A hasty marriage before Tobechi leaves America upsets Kamara as she finds herself in the pressure of making a good family with all its opulence: a well-earning husband, children, and a house. On the other hand, Tobechi, who is gradually procuring the American style of living, becomes more and more materialistic. After six long years of living like Americans, he becomes what Kamara says “that he was somebody she did not know at all.” (85). Saddened and irritated by her over husband’s strangely funny American accent and sluggish attitude, she desperately wants to get out somehow from the apartment to break the boredom of her uninteresting life. The first step of stepping on the ladder of the American dream is adapting to the English language, and attempting for a perfect American accent.
Kamara is able to notice the change in her partner: “Now, she wondered if it was even the same Tobechi, this person who seemed so eager, so theatrical, and who, most worrying of all, had begun to talk in the false accent that made her want to slap his face.” 85. Their overwhelming dreams about their future in America become futile since both of them try hard to manage their living. They eventually get tired and bored and they are only left with a baggage of expectations and dreams in the closed space. She finds it refreshing to be praised by her employer Tracy, an artist who employs Kamara as a babysitter. Kamara takes the best efforts to shape her body to appear as a model for the artist Tracy, who admires her figure and well-formed teeth. Her inclination towards Tracy can be aroused from the dissatisfaction and failed expectations about their marriage is the reason for entrapment that locks Kamara in Position Two as expressed in the lines, “There were emotions she wanted to hold in the palm of her hand that were simply no longer there.” (Adichie 85).
Kamara begins to search for the ways of distractions that will sustain her uniqueness, and deliberately needs a job for not to be affected by her man’s ignominy. She even compromises her “scratched dignity” to attend any job as “She wanted the job, any job; she wanted a reason to leave the apartment every day.” (79). Though women like Kamara have the good educational status they obtain from Nigeria, they cannot enter as easily into any sufficient paying job like the whites. There are relatively very less chances for women to survive as an immigrant than men. While Tobechi grows more acquisitive and money-minded like the other Nigerian men living in America, Kamara observes their desiccating relationship with discomfort. She is unable to share the same happiness of Tobechi for being promoted as manager at Burger King, or share the same eagerness of him to buy a big European-modelled house in main Lane. Nigerian women’s needs and expectations contrast to that of their partners: “She said nothing. Because it was not where they lived that mattered her, it was what they had become.” (83).

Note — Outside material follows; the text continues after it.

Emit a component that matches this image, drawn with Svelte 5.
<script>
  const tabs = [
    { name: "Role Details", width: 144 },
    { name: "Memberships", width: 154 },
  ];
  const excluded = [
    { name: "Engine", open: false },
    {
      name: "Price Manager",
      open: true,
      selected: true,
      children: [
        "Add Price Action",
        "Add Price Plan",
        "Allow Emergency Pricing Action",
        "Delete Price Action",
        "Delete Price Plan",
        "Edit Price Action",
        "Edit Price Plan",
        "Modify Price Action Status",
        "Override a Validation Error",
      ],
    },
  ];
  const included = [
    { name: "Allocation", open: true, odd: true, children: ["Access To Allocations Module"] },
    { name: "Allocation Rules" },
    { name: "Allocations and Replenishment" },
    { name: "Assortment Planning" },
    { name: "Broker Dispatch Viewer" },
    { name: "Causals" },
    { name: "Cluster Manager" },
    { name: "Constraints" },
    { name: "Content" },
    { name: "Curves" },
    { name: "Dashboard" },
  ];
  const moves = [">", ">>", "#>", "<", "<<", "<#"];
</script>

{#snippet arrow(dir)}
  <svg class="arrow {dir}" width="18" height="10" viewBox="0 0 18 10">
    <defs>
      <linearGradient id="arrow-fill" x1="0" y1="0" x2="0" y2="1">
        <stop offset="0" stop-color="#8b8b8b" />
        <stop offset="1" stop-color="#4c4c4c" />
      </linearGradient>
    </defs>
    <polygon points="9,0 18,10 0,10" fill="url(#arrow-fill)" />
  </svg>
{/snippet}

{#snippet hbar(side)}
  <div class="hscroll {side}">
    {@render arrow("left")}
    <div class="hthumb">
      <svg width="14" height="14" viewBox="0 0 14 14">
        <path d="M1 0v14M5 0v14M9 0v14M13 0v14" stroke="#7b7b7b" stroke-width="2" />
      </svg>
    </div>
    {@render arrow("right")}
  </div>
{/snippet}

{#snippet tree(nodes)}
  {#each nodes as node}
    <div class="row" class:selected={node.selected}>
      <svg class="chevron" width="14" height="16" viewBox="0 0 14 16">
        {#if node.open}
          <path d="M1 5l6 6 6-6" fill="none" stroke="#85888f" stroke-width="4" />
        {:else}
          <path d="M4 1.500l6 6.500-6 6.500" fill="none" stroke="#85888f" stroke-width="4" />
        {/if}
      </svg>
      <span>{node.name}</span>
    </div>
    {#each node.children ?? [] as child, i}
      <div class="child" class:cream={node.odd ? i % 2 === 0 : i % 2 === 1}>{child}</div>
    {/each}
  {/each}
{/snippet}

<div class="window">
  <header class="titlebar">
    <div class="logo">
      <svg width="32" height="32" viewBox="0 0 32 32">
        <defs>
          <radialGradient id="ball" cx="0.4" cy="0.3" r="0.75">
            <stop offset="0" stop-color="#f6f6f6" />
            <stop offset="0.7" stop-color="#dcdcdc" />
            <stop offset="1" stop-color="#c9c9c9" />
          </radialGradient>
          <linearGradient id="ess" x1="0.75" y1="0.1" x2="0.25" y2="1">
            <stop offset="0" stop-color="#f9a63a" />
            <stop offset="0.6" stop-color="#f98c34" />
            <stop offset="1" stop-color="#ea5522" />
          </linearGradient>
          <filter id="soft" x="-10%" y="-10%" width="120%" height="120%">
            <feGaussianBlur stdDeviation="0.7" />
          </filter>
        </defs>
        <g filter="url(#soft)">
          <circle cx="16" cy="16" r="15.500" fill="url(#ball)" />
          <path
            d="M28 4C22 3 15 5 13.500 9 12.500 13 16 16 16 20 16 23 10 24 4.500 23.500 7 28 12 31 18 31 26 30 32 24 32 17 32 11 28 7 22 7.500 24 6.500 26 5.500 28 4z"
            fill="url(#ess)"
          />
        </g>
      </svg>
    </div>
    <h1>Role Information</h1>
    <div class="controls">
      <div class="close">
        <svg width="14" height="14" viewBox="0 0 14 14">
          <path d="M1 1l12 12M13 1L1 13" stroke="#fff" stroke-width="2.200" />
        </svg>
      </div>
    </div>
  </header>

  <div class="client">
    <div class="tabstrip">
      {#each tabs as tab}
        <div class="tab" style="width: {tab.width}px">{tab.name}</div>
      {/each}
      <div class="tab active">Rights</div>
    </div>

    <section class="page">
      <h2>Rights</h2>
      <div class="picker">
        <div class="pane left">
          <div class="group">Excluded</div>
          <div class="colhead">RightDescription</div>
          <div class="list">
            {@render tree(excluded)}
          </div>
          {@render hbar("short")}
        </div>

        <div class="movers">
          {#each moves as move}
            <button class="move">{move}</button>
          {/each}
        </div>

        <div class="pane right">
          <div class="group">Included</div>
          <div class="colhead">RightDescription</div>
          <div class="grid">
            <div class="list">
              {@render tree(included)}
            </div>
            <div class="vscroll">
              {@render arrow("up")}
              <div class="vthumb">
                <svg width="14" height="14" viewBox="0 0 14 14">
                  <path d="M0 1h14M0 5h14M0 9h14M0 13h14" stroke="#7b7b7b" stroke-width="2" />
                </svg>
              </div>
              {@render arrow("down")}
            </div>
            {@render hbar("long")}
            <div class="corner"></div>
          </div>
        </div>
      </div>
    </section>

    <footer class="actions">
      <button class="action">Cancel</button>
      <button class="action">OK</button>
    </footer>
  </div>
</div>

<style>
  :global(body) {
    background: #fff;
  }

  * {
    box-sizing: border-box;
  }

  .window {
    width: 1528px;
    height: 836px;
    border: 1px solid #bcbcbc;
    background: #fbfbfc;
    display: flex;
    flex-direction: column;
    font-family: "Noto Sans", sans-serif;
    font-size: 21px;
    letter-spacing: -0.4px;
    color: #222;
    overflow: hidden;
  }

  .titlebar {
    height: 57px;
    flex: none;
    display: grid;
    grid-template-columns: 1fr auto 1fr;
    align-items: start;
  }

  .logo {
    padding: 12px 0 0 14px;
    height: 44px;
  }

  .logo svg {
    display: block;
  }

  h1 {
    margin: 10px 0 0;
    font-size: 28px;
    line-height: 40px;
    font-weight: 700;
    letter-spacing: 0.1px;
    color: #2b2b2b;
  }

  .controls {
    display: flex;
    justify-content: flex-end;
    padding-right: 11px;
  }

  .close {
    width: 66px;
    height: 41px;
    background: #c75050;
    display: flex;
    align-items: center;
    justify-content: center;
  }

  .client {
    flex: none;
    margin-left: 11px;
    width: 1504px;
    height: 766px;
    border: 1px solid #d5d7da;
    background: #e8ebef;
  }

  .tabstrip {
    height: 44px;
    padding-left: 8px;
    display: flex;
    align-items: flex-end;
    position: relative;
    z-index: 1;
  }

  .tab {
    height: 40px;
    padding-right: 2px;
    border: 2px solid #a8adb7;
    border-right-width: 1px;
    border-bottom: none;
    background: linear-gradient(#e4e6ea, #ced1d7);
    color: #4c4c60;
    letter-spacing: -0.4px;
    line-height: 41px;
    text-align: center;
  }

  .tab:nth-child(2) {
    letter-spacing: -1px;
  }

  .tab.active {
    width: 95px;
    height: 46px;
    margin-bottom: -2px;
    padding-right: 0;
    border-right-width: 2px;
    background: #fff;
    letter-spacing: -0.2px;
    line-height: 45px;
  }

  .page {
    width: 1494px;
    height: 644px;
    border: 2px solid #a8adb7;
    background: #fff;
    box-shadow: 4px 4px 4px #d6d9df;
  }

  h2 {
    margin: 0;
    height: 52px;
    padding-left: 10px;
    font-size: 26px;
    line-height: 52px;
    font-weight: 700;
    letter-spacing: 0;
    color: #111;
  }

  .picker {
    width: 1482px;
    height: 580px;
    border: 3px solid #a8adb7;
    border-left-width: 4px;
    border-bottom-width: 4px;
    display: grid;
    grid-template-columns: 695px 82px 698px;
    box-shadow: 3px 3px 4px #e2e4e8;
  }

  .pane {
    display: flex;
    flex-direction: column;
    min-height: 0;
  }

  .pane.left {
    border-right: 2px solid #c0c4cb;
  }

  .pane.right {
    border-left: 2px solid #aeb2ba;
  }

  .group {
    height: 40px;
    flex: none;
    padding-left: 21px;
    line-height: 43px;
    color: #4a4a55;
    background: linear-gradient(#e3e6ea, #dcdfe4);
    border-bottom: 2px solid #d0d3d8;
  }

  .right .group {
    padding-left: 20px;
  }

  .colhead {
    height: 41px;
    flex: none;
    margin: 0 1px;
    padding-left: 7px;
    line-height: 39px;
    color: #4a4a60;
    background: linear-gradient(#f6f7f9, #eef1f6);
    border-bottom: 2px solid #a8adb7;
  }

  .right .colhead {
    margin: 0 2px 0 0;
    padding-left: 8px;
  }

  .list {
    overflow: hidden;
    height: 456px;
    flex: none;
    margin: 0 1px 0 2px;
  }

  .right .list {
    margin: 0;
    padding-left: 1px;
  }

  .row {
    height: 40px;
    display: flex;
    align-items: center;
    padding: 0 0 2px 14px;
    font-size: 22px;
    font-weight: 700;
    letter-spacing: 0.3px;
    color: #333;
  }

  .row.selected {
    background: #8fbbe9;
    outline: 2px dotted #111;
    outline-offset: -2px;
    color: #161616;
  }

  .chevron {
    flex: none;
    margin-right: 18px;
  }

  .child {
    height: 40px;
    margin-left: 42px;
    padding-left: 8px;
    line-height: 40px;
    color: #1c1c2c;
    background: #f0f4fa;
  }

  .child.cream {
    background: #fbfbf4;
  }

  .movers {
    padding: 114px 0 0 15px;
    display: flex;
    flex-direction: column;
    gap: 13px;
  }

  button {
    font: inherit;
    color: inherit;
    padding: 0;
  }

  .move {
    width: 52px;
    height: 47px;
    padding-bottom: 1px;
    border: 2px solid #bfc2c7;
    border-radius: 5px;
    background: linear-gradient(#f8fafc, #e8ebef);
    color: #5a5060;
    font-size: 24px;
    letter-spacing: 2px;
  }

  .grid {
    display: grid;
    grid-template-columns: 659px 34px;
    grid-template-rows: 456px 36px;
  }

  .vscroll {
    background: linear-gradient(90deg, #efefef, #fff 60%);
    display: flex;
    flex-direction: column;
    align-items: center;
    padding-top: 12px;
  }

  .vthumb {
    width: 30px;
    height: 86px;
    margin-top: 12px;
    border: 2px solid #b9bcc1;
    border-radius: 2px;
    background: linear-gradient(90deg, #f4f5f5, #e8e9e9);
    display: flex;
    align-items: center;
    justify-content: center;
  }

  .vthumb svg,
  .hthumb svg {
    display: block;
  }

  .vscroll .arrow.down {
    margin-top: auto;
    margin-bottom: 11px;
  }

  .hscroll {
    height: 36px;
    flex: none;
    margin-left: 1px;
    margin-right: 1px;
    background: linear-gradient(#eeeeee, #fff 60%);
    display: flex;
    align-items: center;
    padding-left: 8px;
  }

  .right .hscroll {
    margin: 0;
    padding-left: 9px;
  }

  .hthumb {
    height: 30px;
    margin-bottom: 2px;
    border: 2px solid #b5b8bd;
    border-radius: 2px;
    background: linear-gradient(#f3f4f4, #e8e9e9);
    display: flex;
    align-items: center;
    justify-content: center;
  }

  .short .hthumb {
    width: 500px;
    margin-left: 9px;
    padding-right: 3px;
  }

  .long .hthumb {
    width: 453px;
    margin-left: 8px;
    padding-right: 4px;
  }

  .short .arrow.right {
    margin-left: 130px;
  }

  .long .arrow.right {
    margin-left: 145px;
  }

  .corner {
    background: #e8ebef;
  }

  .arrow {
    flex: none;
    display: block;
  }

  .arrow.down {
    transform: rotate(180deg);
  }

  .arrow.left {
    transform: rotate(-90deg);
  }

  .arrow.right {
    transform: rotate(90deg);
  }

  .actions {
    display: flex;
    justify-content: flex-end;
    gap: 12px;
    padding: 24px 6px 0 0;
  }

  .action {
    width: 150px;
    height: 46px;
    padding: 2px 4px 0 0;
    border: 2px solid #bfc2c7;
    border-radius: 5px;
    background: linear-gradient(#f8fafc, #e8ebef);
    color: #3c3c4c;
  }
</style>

The passion for imitating the American way of living changes their life drastically, forcing them to imitate and always try to acquire the real American status. They are eventually drawn to a hard reality that it is not so easy to become rich, as it requires hard physical and mental labor. Financial success will always be a dangling question when one is striving to fulfill even the basic needs of life like food and paying rent for a house. Nevertheless, the black men who come from African nations still try to make an identity as American citizens to boast about their sophisticated life to his own native people for getting their awe. Tobechi’s promising reply to Kamara seemingly gives an air of hope which faded over years of time showing the hopelessness: America was about hard work, they both knew, and one would make it if one was prepared to work hard. Tobechi would get to America and find a job and work for two years and get a green card and send for her. but two years passed, then four…Tobechi was driving a taxi in Philadelphia for a Nigerian man who cheated all his drivers because none of them had papers. (83) There is not a small improvement in their life even after years of toiling work. The failure to achieve any material success pushes them into a search for space only to contemplate over their condition. This further becomes the characteristic feature of Position Two.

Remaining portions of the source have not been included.